Goodman May Be Released After Appealing Conviction
Many people have been following the John Goodman DUI Manslaughter case almost as avidly as they followed the Casey Anthony case. Goodman was convicted
in March of killing 23-year-old Scott Wilson in a car crash, he trudged his way through an arduous court process leading to conviction and controversy. Then, Goodman’s defense lawyers made several claims that the conviction should be overturned because of jury misconduct. Now, after the hearing and questioning of the jury, the judge may release Goodman while he appeals his conviction.
John Goodman Sentencing
Goodman is scheduled to be sentenced today for a DUI Manslaughter conviction. Viewers can watch the sentencing hearing live when it begins. According to Florida law, Judge Colbath is actually able to release Goodman on bond after he has been sentenced – which is exactly what his criminal defense lawyers are pushing for.
According to an article in WPTV News, Juror Dennis DeMartin, who wrote and self-published a book about Goodman’s trial, will return to court for a ‘supplemental interview’ before the sentencing hearing begins. He will be asked questions about the allegations of jury misconduct relating to his book. His answers may very well affect Judge Colbath’s actions.
Goodman’s defense attorneys submitted 13 potential questions to the court Thursday that they plan to ask DeMartin during today’s interview, which is set to begin today at 1:59 p.m.
According to the article, DeMartin’s book details an experiment he did to better understand how much Goodman might have had to drink the night he crashed his car into Scott Wilson. The experiment included that he drank three vodka and tonics between 9:00-10:00 p.m. the night before the verdict, and became disoriented walking around his apartment complex as a result.

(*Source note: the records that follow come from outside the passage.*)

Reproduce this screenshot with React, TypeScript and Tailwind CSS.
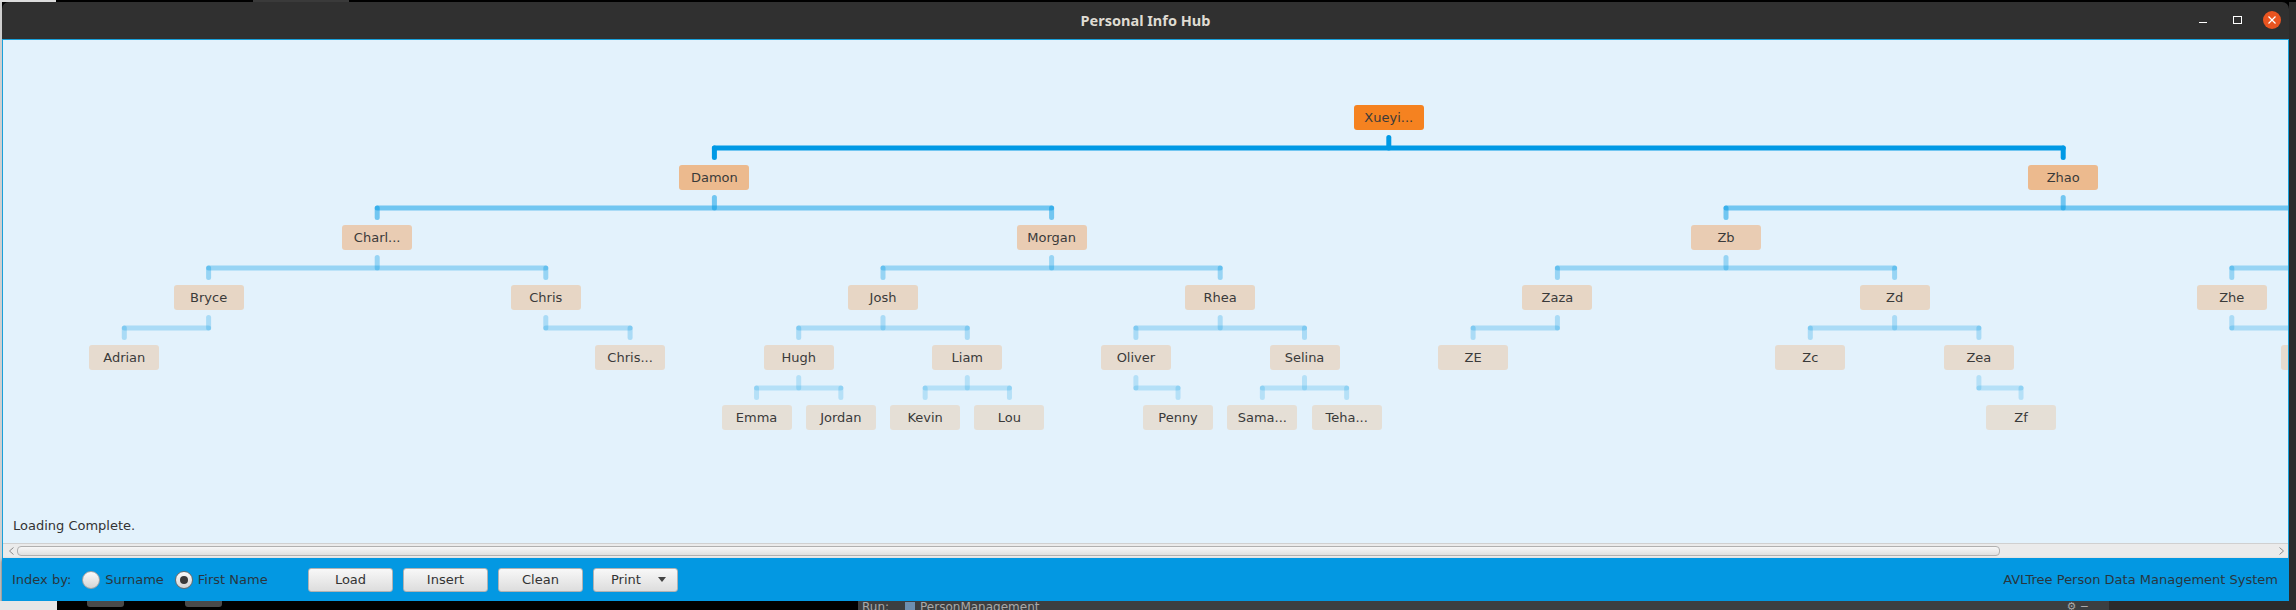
import React from "react";

type TreeNode = { label: string; kids?: (TreeNode | null)[] };
type Box = { label: string; d: number; i: number };
type Link = { d: number; px: number; xs: number[] };

// deepest row has 32 slots, every row above doubles the slot width
const SLOT = 84.3;
const X0 = 37;
const TOP0 = 65;
const ROW = 60;
const CANVAS_W = 2285;
const CANVAS_H = 472;

const cx = (d: number, i: number) => X0 + (i + 0.5) * SLOT * 2 ** (5 - d);

const tree: TreeNode = {
  label: "Xueyi...",
  kids: [
    {
      label: "Damon",
      kids: [
        {
          label: "Charl...",
          kids: [
            { label: "Bryce", kids: [{ label: "Adrian" }] },
            { label: "Chris", kids: [null, { label: "Chris..." }] },
          ],
        },
        {
          label: "Morgan",
          kids: [
            {
              label: "Josh",
              kids: [
                { label: "Hugh", kids: [{ label: "Emma" }, { label: "Jordan" }] },
                { label: "Liam", kids: [{ label: "Kevin" }, { label: "Lou" }] },
              ],
            },
            {
              label: "Rhea",
              kids: [
                { label: "Oliver", kids: [null, { label: "Penny" }] },
                { label: "Selina", kids: [{ label: "Sama..." }, { label: "Teha..." }] },
              ],
            },
          ],
        },
      ],
    },
    {
      label: "Zhao",
      kids: [
        {
          label: "Zb",
          kids: [
            { label: "Zaza", kids: [{ label: "ZE" }] },
            {
              label: "Zd",
              kids: [{ label: "Zc" }, { label: "Zea", kids: [null, { label: "Zf" }] }],
            },
          ],
        },
        // this branch runs past the right edge of the view, labels not visible
        { label: "", kids: [{ label: "Zhe", kids: [null, { label: "" }] }] },
      ],
    },
  ],
};

const boxes: Box[] = [];
const links: Link[] = [];
function walk(n: TreeNode, d: number, i: number) {
  boxes.push({ label: n.label, d, i });
  const xs: number[] = [];
  n.kids?.forEach((k, side) => {
    if (!k) return;
    const ci = i * 2 + side;
    xs.push(cx(d + 1, ci));
    walk(k, d + 1, ci);
  });
  if (xs.length) links.push({ d, px: cx(d, i), xs });
}
walk(tree, 0, 0);

const NODE_BG = [
  "bg-[rgb(245,130,32)]",
  "bg-[rgba(245,130,32,0.5)]",
  "bg-[rgba(245,130,32,0.333)]",
  "bg-[rgba(245,130,32,0.25)]",
  "bg-[rgba(245,130,32,0.2)]",
  "bg-[rgba(245,130,32,0.167)]",
];

const TreeCanvas: React.FC = () => (
  <div className="relative h-[472px] overflow-hidden">
    <svg className="absolute inset-0" width={CANVAS_W} height={CANVAS_H}>
      {links.map((l, k) => {
        const t = TOP0 + ROW * l.d;
        const y = t + 43;
        const lo = Math.min(l.px, ...l.xs);
        const hi = Math.max(l.px, ...l.xs);
        return (
          <g key={k} stroke="#0099e5" strokeOpacity={1 / (l.d + 1)} strokeWidth={5} strokeLinecap="round">
            <line x1={l.px} y1={t + 32.5} x2={l.px} y2={y} />
            <line x1={lo} y1={y} x2={hi} y2={y} />
            {l.xs.map((x) => (
              <line key={x} x1={x} y1={y} x2={x} y2={t + 52.5} />
            ))}
          </g>
        );
      })}
    </svg>
    {boxes.map((b) => (
      <div
        key={`${b.d}-${b.i}`}
        className={`absolute w-[70px] h-[25px] rounded-[3px] flex items-center justify-center text-[13px] text-[#3a3a3a] ${NODE_BG[b.d]}`}
        style={{ left: cx(b.d, b.i) - 35, top: TOP0 + ROW * b.d }}
      >
        {b.label}
      </div>
    ))}
  </div>
);

const Radio: React.FC<{ checked?: boolean }> = ({ checked }) => (
  <span
    className={`w-[18px] h-[18px] rounded-full border flex items-center justify-center bg-linear-to-b from-[#fbfbfb] to-[#d4d4d4] ${
      checked ? "border-[#6a6a6a]" : "border-[#a2a2a2]"
    }`}
  >
    {checked && <span className="w-[8px] h-[8px] rounded-full bg-[#3a3a3a]" />}
  </span>
);

const Btn: React.FC<{ children: React.ReactNode }> = ({ children }) => (
  <button className="w-[85px] h-[24px] rounded-[3px] border border-[#b2b2b2] bg-linear-to-b from-[#f8f8f8] to-[#dddddd] text-[13px] text-[#333] flex items-center justify-center">
    {children}
  </button>
);

const Window: React.FC = () => (
  <div className="w-[2287px] flex flex-col">
    {/* title bar */}
    <div className="h-[37px] bg-[#303030] rounded-t-[7px] grid grid-cols-[1fr_auto_1fr] items-center">
      <div />
      <div className="font-['Noto_Sans',sans-serif] font-bold text-[14.5px] text-[#dfdbd2]">Personal Info Hub</div>
      <div className="flex justify-end items-center pr-[8px] pb-[2px]">
        <span className="w-[8px] h-[1px] bg-white mt-[5px]" />
        <span className="ml-[26px] w-[9px] h-[8px] border border-white" />
        <span className="ml-[21px] w-[18px] h-[18px] rounded-full bg-[#e95420] flex items-center justify-center">
          <svg width="8" height="8" viewBox="0 0 8 8" stroke="white" strokeWidth="1.2">
            <line x1="0.5" y1="0.5" x2="7.5" y2="7.5" />
            <line x1="7.5" y1="0.5" x2="0.5" y2="7.5" />
          </svg>
        </span>
      </div>
    </div>

    {/* content */}
    <div className="h-[519px] border-t border-x border-[#19a0da] bg-[#e3f2fc] flex flex-col">
      <TreeCanvas />
      <div className="h-[31px] pl-[10px] pt-[6px] text-[13px] leading-[15px] text-[#333]">Loading Complete.</div>
      <div className="h-[15px] bg-[#ebebeb] border-t border-[#d0d0d0] flex items-center">
        <svg className="ml-[6px]" width="5" height="8" viewBox="0 0 5 8" fill="none" stroke="#8a8a8a">
          <polyline points="4.5,0.5 0.5,4 4.5,7.5" />
        </svg>
        <div className="ml-[3px] w-[1983px] h-[10px] rounded-[4px] border border-[#b0b0b0] bg-linear-to-b from-[#f7f7f7] to-[#e0e0e0]" />
        <div className="flex-1" />
        <svg className="mr-[4px]" width="5" height="8" viewBox="0 0 5 8" fill="none" stroke="#8a8a8a">
          <polyline points="0.5,0.5 4.5,4 0.5,7.5" />
        </svg>
      </div>
    </div>

    {/* bottom tool bar */}
    <div className="h-[43px] bg-[#0398e2] flex items-center text-[13px] text-[#28363f] shadow-[0_2px_3px_rgba(0,0,0,0.6)]">
      <div className="w-[306px] pl-[10px] flex items-center">
        <span>Index by:</span>
        <span className="ml-[11px]"><Radio /></span>
        <span className="ml-[5px]">Surname</span>
        <span className="ml-[11px]"><Radio checked /></span>
        <span className="ml-[5px]">First Name</span>
      </div>
      <div className="flex gap-[10px]">
        <Btn>Load</Btn>
        <Btn>Insert</Btn>
        <Btn>Clean</Btn>
        <button className="w-[85px] h-[24px] rounded-[3px] border border-[#b2b2b2] bg-linear-to-b from-[#f8f8f8] to-[#dddddd] text-[13px] text-[#333] flex items-center pl-[17px]">
          <span>Print</span>
          <svg className="ml-auto mr-[11px]" width="8" height="5" viewBox="0 0 8 5">
            <polygon points="0,0 8,0 4,5" fill="#444" />
          </svg>
        </button>
      </div>
      <div className="flex-1 text-right pr-[11px]">AVLTree Person Data Management System</div>
    </div>
  </div>
);

export default function App() {
  return (
    <div className="w-[2296px] h-[610px] bg-black flex flex-col overflow-hidden font-['DejaVu_Sans',sans-serif]">
      {/* desktop behind the window, top edge */}
      <div className="h-[2px] flex shrink-0">
        <div className="w-[56px] bg-[#dcdcdc]" />
        <div className="w-[197px]" />
        <div className="w-[96px] bg-[#3a3a3a]" />
        <div className="flex-1" />
      </div>

      <div className="h-[599px] flex shrink-0">
        <div className="w-[2px] bg-[#cfcfcf]" />
        <Window />
        <div className="flex-1 bg-[#2b2b2b]" />
      </div>

      {/* desktop behind the window, bottom edge */}
      <div className="h-[9px] flex shrink-0 overflow-hidden">
        <div className="w-[57px] bg-[#e6e6e6]" />
        <div className="w-[801px] flex">
          <span className="ml-[30px] w-[37px] h-[6px] rounded-b-[3px] bg-[#4a4a4a]" />
          <span className="ml-[61px] w-[37px] h-[6px] rounded-b-[3px] bg-[#4a4a4a]" />
        </div>
        <div className="w-[1251px] bg-[#3c3f41] flex items-start text-[12px] leading-[12px] text-[#a9a9a9]">
          <span className="ml-[4px]">Run:</span>
          <span className="ml-[16px] mt-[1px] w-[10px] h-[8px] bg-[#6d8fb0]" />
          <span className="ml-[5px]">PersonManagement</span>
          <span className="ml-auto mr-[20px] text-[11px]">⚙ −</span>
        </div>
        <div className="flex-1 bg-[#2b2b2b]" />
      </div>
    </div>
  );
}
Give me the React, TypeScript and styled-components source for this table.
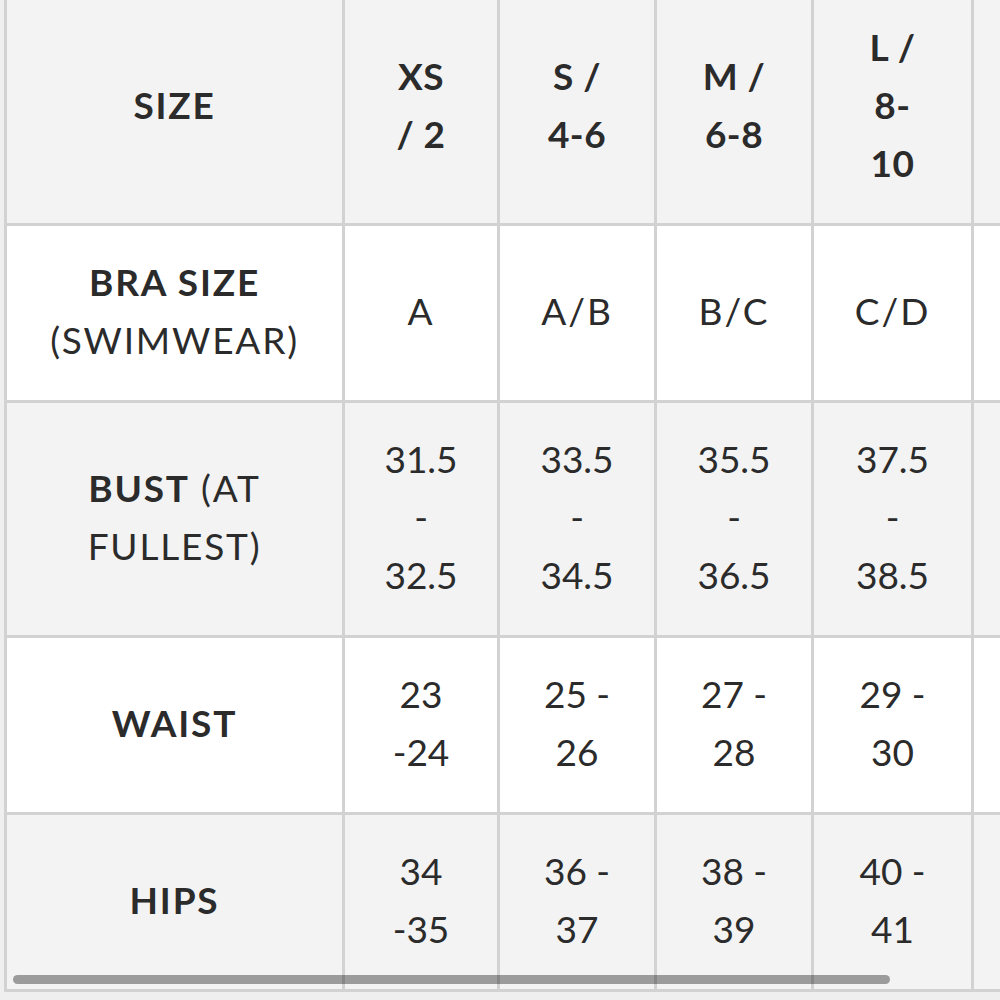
import React from "react";
import styled, { createGlobalStyle } from "styled-components";

const GlobalStyle = createGlobalStyle`
  html, body {
    margin: 0;
    padding: 0;
    background: #efefef;
  }
  * { box-sizing: border-box; }
`;

const Viewport = styled.div`
  width: 1000px;
  height: 1000px;
  overflow: hidden;
  position: relative;
  background: #efefef;
  padding-left: 4px;
`;

const Table = styled.div`
  display: grid;
  grid-template-columns: 338px 155px 157px 157px 160px 160px;
  width: max-content;
  margin-top: -12px;
  border-left: 3px solid #d2d2d2;
  border-top: 3px solid #d2d2d2;
  font-family: Lato, "Liberation Sans", sans-serif;
  color: #2b2b2b;
`;

const Cell = styled.div<{ $shade: boolean; $bold?: boolean; $spacing?: number }>`
  display: flex;
  align-items: center;
  justify-content: center;
  text-align: center;
  padding: 27px 8px 31px;
  border-right: 3px solid #d2d2d2;
  border-bottom: 3px solid #d2d2d2;
  background: ${(p) => (p.$shade ? "#f3f3f3" : "#ffffff")};
  font-size: 37px;
  line-height: 58px;
  font-weight: ${(p) => (p.$bold ? 700 : 400)};
  letter-spacing: ${(p) => p.$spacing ?? 0}px;
  white-space: nowrap;
`;

const Strong = styled.span`
  font-weight: 700;
`;

const ScrollThumb = styled.div`
  position: absolute;
  left: 13px;
  top: 975px;
  width: 877px;
  height: 9px;
  border-radius: 5px;
  background: rgba(0, 0, 0, 0.36);
`;

type Row = {
  label: React.ReactNode;
  values: string[][];
  bold?: boolean;
  valueSpacing?: number;
};

const rows: Row[] = [
  {
    label: "SIZE",
    values: [["XS", "/ 2"], ["S /", "4-6"], ["M /", "6-8"], ["L /", "8-", "10"], []],
    bold: true,
    valueSpacing: 0.5,
  },
  {
    label: (
      <>
        <Strong>BRA SIZE</Strong>
        <br />
        (SWIMWEAR)
      </>
    ),
    values: [["A"], ["A/B"], ["B/C"], ["C/D"], []],
    valueSpacing: 2,
  },
  {
    label: (
      <>
        <Strong>BUST</Strong> (AT
        <br />
        FULLEST)
      </>
    ),
    values: [
      ["31.5", "-", "32.5"],
      ["33.5", "-", "34.5"],
      ["35.5", "-", "36.5"],
      ["37.5", "-", "38.5"],
      [],
    ],
  },
  {
    label: <Strong>WAIST</Strong>,
    values: [["23", "-24"], ["25 -", "26"], ["27 -", "28"], ["29 -", "30"], []],
  },
  {
    label: <Strong>HIPS</Strong>,
    values: [["34", "-35"], ["36 -", "37"], ["38 -", "39"], ["40 -", "41"], []],
  },
];

const Lines: React.FC<{ lines: string[] }> = ({ lines }) => (
  <span>
    {lines.map((l, i) => (
      <React.Fragment key={i}>
        {i > 0 && <br />}
        {l}
      </React.Fragment>
    ))}
  </span>
);

export default function App() {
  return (
    <>
      <GlobalStyle />
      <Viewport>
        <Table>
          {rows.map((row, r) => {
            const shade = r % 2 === 0;
            return (
              <React.Fragment key={r}>
                <Cell $shade={shade} $bold={row.bold} $spacing={1.8}>
                  <span>{row.label}</span>
                </Cell>
                {row.values.map((v, c) => (
                  <Cell key={c} $shade={shade} $bold={row.bold} $spacing={row.valueSpacing}>
                    <Lines lines={v} />
                  </Cell>
                ))}
              </React.Fragment>
            );
          })}
        </Table>
        <ScrollThumb />
      </Viewport>
    </>
  );
}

In chapter 9 of DeMartin’s book, he writes, “When the alarm went off the next morning, I got up and felt relieved. The question in my mind the night before was answered to me. Even if a person is not drunk, 3 or 4 drinks would make it impossible to operate a vehicle. I got dressed and was in a fine frame of mind to go deliberate the evidence we had,” according to WPTV News.
Judge Colbath had specifically told the jurors to make their deliberations solely based on the evidence presented in the courtroom. DeMartin’s experiment may be seen as a direct violation of the judge’s orders, and could be ruled as jury misconduct.
Prosecutors filed a sentence recommendation Thursday, asking Judge Colbath to sentence Goodman to 20 years in prison.